— Begin Exercise materials —
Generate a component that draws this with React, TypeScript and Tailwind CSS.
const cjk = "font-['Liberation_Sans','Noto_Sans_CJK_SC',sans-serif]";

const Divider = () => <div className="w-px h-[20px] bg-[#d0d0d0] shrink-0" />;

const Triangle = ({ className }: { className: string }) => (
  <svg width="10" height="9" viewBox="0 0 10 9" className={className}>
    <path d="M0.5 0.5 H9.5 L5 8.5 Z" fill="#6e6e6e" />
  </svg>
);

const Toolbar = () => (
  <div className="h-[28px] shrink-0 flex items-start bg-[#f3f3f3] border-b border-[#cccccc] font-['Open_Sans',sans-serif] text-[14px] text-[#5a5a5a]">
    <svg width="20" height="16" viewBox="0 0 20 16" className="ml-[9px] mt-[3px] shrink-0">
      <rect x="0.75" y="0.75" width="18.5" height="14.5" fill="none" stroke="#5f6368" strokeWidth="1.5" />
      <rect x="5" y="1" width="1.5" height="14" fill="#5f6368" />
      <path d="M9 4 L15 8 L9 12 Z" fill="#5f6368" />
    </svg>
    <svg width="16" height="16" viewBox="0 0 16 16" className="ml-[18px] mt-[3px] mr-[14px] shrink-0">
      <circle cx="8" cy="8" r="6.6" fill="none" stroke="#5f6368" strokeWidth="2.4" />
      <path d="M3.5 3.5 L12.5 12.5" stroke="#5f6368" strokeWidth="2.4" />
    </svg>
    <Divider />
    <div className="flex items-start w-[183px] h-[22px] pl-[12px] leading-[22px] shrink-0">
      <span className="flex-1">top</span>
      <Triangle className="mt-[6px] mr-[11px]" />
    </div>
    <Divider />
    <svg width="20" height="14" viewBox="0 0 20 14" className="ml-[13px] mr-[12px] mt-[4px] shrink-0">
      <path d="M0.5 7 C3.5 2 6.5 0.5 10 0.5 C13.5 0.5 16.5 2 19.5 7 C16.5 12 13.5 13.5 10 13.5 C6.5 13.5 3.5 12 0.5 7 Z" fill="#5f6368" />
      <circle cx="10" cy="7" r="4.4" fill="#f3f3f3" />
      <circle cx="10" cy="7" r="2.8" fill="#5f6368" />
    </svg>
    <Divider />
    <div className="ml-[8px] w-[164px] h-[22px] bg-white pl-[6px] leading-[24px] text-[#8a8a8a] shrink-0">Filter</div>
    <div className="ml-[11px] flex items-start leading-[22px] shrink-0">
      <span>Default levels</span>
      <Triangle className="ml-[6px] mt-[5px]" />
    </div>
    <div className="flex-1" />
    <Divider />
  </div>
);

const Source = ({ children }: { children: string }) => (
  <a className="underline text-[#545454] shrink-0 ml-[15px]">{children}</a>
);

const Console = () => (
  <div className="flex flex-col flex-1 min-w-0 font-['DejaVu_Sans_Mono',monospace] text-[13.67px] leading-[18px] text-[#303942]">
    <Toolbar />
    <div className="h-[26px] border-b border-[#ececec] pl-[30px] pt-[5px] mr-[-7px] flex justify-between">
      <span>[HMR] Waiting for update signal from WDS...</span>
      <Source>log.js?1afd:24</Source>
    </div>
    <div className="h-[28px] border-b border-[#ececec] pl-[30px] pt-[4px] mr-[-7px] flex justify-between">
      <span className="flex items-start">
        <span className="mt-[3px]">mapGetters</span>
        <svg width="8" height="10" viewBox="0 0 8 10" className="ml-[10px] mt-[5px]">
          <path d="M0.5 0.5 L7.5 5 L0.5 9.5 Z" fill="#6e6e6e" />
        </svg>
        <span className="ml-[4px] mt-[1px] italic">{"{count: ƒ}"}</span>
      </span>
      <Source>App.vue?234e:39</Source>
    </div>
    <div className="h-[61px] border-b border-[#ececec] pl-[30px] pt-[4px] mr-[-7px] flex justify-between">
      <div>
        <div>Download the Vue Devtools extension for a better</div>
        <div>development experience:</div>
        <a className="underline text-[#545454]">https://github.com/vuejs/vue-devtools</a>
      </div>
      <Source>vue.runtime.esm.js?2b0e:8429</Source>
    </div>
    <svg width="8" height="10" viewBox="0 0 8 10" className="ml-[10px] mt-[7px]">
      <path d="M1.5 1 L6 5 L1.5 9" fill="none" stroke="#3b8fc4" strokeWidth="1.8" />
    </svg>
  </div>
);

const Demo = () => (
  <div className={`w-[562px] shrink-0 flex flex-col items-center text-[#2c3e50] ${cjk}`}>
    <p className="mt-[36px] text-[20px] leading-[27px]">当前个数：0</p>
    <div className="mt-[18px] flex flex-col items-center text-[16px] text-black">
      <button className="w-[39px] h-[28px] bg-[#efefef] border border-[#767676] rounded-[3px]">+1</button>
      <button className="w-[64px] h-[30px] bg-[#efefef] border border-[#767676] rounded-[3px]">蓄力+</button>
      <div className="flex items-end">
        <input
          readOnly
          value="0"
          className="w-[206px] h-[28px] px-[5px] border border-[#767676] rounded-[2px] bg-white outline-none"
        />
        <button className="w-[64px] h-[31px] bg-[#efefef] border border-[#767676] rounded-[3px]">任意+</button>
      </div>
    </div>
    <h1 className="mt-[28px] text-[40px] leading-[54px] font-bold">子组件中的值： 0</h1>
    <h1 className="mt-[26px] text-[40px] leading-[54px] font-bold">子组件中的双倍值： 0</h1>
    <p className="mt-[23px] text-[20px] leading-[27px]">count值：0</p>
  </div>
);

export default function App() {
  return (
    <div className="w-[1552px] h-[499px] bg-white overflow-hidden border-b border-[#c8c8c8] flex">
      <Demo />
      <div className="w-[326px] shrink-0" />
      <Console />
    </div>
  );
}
— End Exercise materials —
— Begin Exercise materials —
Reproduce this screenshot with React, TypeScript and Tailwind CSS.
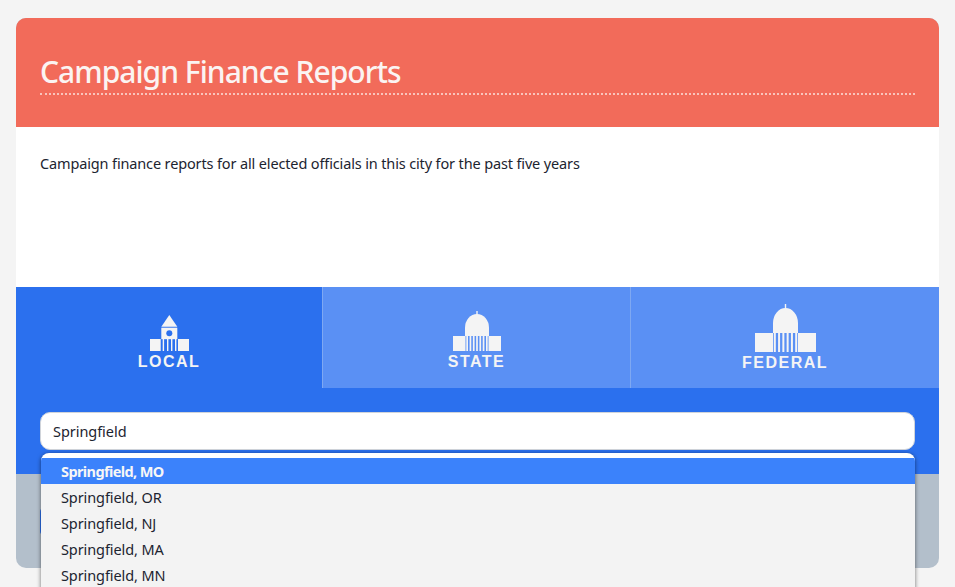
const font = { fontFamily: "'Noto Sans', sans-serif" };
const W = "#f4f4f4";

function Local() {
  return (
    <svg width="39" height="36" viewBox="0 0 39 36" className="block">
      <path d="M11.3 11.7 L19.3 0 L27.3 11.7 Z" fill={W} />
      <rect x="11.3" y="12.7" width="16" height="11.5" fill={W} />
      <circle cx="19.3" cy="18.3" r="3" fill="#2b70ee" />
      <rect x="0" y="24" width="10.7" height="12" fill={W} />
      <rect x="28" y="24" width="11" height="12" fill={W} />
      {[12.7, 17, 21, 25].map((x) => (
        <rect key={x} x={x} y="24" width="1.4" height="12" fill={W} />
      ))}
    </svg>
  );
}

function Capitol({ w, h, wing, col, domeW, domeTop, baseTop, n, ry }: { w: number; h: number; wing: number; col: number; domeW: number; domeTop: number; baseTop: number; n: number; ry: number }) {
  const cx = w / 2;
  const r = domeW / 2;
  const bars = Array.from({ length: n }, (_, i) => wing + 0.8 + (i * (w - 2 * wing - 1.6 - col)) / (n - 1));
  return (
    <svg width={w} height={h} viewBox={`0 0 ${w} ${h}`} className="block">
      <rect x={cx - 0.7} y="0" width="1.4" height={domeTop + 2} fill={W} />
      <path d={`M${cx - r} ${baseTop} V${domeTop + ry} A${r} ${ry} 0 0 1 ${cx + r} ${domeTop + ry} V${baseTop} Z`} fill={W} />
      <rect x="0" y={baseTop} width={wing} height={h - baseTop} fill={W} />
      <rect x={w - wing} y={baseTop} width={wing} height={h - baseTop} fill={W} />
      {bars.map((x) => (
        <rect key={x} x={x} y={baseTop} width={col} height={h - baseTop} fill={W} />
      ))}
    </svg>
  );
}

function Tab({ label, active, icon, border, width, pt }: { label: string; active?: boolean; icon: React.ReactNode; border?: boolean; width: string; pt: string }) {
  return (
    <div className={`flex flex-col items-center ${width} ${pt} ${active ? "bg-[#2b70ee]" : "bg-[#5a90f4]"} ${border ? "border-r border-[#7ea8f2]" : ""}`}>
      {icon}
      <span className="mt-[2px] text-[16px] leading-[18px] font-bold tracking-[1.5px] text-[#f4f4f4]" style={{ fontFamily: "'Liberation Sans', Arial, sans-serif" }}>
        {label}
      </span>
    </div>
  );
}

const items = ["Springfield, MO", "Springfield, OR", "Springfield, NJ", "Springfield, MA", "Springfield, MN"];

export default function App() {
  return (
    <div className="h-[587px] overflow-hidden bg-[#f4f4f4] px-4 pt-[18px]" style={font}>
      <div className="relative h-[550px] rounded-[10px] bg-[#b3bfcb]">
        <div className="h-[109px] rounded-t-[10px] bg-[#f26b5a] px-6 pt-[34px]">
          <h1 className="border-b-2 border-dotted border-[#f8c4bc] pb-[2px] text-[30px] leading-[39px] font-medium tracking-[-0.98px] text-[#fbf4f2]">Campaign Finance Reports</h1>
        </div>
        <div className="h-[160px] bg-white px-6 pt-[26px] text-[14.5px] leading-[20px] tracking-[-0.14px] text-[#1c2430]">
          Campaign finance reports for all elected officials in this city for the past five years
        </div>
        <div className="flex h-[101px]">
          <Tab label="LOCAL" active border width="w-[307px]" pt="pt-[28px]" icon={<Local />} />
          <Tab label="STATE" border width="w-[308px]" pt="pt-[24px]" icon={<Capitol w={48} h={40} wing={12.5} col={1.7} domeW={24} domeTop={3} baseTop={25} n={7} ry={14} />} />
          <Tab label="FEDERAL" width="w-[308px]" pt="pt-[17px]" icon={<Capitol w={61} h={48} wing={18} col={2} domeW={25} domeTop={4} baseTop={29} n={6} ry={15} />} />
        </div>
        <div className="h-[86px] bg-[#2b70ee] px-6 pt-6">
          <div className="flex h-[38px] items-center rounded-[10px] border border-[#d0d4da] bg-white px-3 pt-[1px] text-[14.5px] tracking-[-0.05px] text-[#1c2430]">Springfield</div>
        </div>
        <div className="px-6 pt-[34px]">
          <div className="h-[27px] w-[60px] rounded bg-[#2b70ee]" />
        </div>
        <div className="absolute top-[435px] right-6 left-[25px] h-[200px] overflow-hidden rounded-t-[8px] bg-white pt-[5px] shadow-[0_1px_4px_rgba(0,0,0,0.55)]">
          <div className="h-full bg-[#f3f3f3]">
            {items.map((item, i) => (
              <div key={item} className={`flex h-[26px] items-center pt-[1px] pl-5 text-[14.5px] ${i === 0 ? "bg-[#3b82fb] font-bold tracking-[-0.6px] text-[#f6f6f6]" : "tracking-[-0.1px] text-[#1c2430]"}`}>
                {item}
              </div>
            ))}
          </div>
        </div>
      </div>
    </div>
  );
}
— End Exercise materials —
**Goal:** Transcribe word for word the lines from the one holding "Generate a component" through the one holding "const Divider = ()". Include both, and add nothing.

**Correct output:**
Generate a component that draws this with React, TypeScript and Tailwind CSS.
const cjk = "font-['Liberation_Sans','Noto_Sans_CJK_SC',sans-serif]";

const Divider = () => <div className="w-px h-[20px] bg-[#d0d0d0] shrink-0" />;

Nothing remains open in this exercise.